* Set task: Write the listing below out again exactly, dropping the images.
══════
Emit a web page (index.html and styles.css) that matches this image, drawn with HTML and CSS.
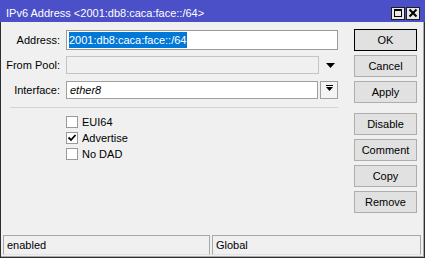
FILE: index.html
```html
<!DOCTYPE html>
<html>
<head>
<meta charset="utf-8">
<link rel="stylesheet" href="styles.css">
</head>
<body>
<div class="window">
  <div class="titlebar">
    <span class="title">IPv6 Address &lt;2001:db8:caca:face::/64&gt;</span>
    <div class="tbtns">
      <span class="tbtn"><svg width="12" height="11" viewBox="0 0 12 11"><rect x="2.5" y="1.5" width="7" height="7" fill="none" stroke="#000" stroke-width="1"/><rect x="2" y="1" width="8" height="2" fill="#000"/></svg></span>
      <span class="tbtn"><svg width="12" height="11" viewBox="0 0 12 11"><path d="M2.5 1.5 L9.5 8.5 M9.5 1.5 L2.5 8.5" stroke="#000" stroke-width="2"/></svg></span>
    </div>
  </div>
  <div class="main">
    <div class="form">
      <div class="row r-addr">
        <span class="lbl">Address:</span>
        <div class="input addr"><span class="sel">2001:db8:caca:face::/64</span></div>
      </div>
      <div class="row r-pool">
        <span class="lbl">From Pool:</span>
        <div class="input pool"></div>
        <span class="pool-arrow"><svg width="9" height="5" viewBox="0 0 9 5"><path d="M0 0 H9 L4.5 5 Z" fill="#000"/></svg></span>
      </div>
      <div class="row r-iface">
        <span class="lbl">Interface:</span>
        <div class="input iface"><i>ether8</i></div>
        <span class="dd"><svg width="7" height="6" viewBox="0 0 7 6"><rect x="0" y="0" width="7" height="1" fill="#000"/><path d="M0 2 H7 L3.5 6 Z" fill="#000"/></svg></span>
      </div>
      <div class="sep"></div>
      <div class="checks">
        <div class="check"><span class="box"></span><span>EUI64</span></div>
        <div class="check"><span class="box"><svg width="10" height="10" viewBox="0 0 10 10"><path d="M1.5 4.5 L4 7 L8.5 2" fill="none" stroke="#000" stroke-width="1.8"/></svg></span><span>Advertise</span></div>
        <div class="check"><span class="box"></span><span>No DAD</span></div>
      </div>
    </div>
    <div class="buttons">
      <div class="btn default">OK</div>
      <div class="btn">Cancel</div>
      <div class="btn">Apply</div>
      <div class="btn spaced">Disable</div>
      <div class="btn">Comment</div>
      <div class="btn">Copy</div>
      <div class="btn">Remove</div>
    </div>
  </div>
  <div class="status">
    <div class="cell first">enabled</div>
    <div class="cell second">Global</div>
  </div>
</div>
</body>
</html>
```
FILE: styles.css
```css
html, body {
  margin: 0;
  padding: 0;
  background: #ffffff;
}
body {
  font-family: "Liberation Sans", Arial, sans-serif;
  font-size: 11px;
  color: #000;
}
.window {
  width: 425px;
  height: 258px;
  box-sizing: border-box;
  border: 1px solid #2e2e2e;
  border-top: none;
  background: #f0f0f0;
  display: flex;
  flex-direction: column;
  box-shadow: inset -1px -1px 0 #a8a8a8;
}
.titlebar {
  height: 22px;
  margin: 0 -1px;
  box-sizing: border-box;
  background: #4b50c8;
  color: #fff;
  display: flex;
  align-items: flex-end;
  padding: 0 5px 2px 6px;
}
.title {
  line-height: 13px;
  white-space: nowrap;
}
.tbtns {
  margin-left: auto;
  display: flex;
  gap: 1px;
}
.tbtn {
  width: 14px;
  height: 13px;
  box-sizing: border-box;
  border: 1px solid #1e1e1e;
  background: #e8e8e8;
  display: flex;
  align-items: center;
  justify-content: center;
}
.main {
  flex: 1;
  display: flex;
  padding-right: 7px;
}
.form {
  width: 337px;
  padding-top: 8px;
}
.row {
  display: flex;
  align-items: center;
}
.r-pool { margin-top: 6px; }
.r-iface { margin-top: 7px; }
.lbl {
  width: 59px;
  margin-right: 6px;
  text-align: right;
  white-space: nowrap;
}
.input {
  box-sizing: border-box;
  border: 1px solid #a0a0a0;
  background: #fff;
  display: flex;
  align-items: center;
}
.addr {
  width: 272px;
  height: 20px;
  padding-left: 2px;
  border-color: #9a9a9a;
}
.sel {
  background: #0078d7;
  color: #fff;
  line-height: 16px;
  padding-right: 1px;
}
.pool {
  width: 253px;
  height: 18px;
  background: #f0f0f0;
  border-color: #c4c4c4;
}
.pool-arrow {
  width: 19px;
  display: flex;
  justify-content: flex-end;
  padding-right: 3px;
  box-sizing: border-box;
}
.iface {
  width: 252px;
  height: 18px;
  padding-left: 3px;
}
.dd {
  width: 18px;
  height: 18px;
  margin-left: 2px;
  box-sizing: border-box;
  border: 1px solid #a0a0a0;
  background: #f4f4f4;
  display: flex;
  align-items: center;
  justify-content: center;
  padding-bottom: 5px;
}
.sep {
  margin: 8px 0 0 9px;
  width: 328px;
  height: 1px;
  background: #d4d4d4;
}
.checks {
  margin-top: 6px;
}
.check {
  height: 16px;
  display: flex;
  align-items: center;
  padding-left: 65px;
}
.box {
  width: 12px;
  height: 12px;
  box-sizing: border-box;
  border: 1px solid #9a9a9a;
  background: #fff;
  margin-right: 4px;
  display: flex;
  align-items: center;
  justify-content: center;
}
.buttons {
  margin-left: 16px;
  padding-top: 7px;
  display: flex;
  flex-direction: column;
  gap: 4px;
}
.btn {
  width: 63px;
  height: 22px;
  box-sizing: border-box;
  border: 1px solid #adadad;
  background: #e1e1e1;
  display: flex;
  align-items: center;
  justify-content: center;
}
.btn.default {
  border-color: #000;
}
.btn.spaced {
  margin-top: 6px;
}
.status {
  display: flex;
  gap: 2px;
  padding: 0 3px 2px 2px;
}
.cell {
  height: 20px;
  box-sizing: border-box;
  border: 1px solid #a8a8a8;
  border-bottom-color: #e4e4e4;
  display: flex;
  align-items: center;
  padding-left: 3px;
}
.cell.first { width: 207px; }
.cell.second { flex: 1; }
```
══════
* Task output:
Emit a web page (index.html and styles.css) that matches this image, drawn with HTML and CSS.
FILE: index.html
```html
<!DOCTYPE html>
<html>
<head>
<meta charset="utf-8">
<link rel="stylesheet" href="styles.css">
</head>
<body>
<div class="window">
  <div class="titlebar">
    <span class="title">IPv6 Address &lt;2001:db8:caca:face::/64&gt;</span>
    <div class="tbtns">
      <span class="tbtn"><svg width="12" height="11" viewBox="0 0 12 11"><rect x="2.5" y="1.5" width="7" height="7" fill="none" stroke="#000" stroke-width="1"/><rect x="2" y="1" width="8" height="2" fill="#000"/></svg></span>
      <span class="tbtn"><svg width="12" height="11" viewBox="0 0 12 11"><path d="M2.5 1.5 L9.5 8.5 M9.5 1.5 L2.5 8.5" stroke="#000" stroke-width="2"/></svg></span>
    </div>
  </div>
  <div class="main">
    <div class="form">
      <div class="row r-addr">
        <span class="lbl">Address:</span>
        <div class="input addr"><span class="sel">2001:db8:caca:face::/64</span></div>
      </div>
      <div class="row r-pool">
        <span class="lbl">From Pool:</span>
        <div class="input pool"></div>
        <span class="pool-arrow"><svg width="9" height="5" viewBox="0 0 9 5"><path d="M0 0 H9 L4.5 5 Z" fill="#000"/></svg></span>
      </div>
      <div class="row r-iface">
        <span class="lbl">Interface:</span>
        <div class="input iface"><i>ether8</i></div>
        <span class="dd"><svg width="7" height="6" viewBox="0 0 7 6"><rect x="0" y="0" width="7" height="1" fill="#000"/><path d="M0 2 H7 L3.5 6 Z" fill="#000"/></svg></span>
      </div>
      <div class="sep"></div>
      <div class="checks">
        <div class="check"><span class="box"></span><span>EUI64</span></div>
        <div class="check"><span class="box"><svg width="10" height="10" viewBox="0 0 10 10"><path d="M1.5 4.5 L4 7 L8.5 2" fill="none" stroke="#000" stroke-width="1.8"/></svg></span><span>Advertise</span></div>
        <div class="check"><span class="box"></span><span>No DAD</span></div>
      </div>
    </div>
    <div class="buttons">
      <div class="btn default">OK</div>
      <div class="btn">Cancel</div>
      <div class="btn">Apply</div>
      <div class="btn spaced">Disable</div>
      <div class="btn">Comment</div>
      <div class="btn">Copy</div>
      <div class="btn">Remove</div>
    </div>
  </div>
  <div class="status">
    <div class="cell first">enabled</div>
    <div class="cell second">Global</div>
  </div>
</div>
</body>
</html>
```
FILE: styles.css
```css
html, body {
  margin: 0;
  padding: 0;
  background: #ffffff;
}
body {
  font-family: "Liberation Sans", Arial, sans-serif;
  font-size: 11px;
  color: #000;
}
.window {
  width: 425px;
  height: 258px;
  box-sizing: border-box;
  border: 1px solid #2e2e2e;
  border-top: none;
  background: #f0f0f0;
  display: flex;
  flex-direction: column;
  box-shadow: inset -1px -1px 0 #a8a8a8;
}
.titlebar {
  height: 22px;
  margin: 0 -1px;
  box-sizing: border-box;
  background: #4b50c8;
  color: #fff;
  display: flex;
  align-items: flex-end;
  padding: 0 5px 2px 6px;
}
.title {
  line-height: 13px;
  white-space: nowrap;
}
.tbtns {
  margin-left: auto;
  display: flex;
  gap: 1px;
}
.tbtn {
  width: 14px;
  height: 13px;
  box-sizing: border-box;
  border: 1px solid #1e1e1e;
  background: #e8e8e8;
  display: flex;
  align-items: center;
  justify-content: center;
}
.main {
  flex: 1;
  display: flex;
  padding-right: 7px;
}
.form {
  width: 337px;
  padding-top: 8px;
}
.row {
  display: flex;
  align-items: center;
}
.r-pool { margin-top: 6px; }
.r-iface { margin-top: 7px; }
.lbl {
  width: 59px;
  margin-right: 6px;
  text-align: right;
  white-space: nowrap;
}
.input {
  box-sizing: border-box;
  border: 1px solid #a0a0a0;
  background: #fff;
  display: flex;
  align-items: center;
}
.addr {
  width: 272px;
  height: 20px;
  padding-left: 2px;
  border-color: #9a9a9a;
}
.sel {
  background: #0078d7;
  color: #fff;
  line-height: 16px;
  padding-right: 1px;
}
.pool {
  width: 253px;
  height: 18px;
  background: #f0f0f0;
  border-color: #c4c4c4;
}
.pool-arrow {
  width: 19px;
  display: flex;
  justify-content: flex-end;
  padding-right: 3px;
  box-sizing: border-box;
}
.iface {
  width: 252px;
  height: 18px;
  padding-left: 3px;
}
.dd {
  width: 18px;
  height: 18px;
  margin-left: 2px;
  box-sizing: border-box;
  border: 1px solid #a0a0a0;
  background: #f4f4f4;
  display: flex;
  align-items: center;
  justify-content: center;
  padding-bottom: 5px;
}
.sep {
  margin: 8px 0 0 9px;
  width: 328px;
  height: 1px;
  background: #d4d4d4;
}
.checks {
  margin-top: 6px;
}
.check {
  height: 16px;
  display: flex;
  align-items: center;
  padding-left: 65px;
}
.box {
  width: 12px;
  height: 12px;
  box-sizing: border-box;
  border: 1px solid #9a9a9a;
  background: #fff;
  margin-right: 4px;
  display: flex;
  align-items: center;
  justify-content: center;
}
.buttons {
  margin-left: 16px;
  padding-top: 7px;
  display: flex;
  flex-direction: column;
  gap: 4px;
}
.btn {
  width: 63px;
  height: 22px;
  box-sizing: border-box;
  border: 1px solid #adadad;
  background: #e1e1e1;
  display: flex;
  align-items: center;
  justify-content: center;
}
.btn.default {
  border-color: #000;
}
.btn.spaced {
  margin-top: 6px;
}
.status {
  display: flex;
  gap: 2px;
  padding: 0 3px 2px 2px;
}
.cell {
  height: 20px;
  box-sizing: border-box;
  border: 1px solid #a8a8a8;
  border-bottom-color: #e4e4e4;
  display: flex;
  align-items: center;
  padding-left: 3px;
}
.cell.first { width: 207px; }
.cell.second { flex: 1; }
```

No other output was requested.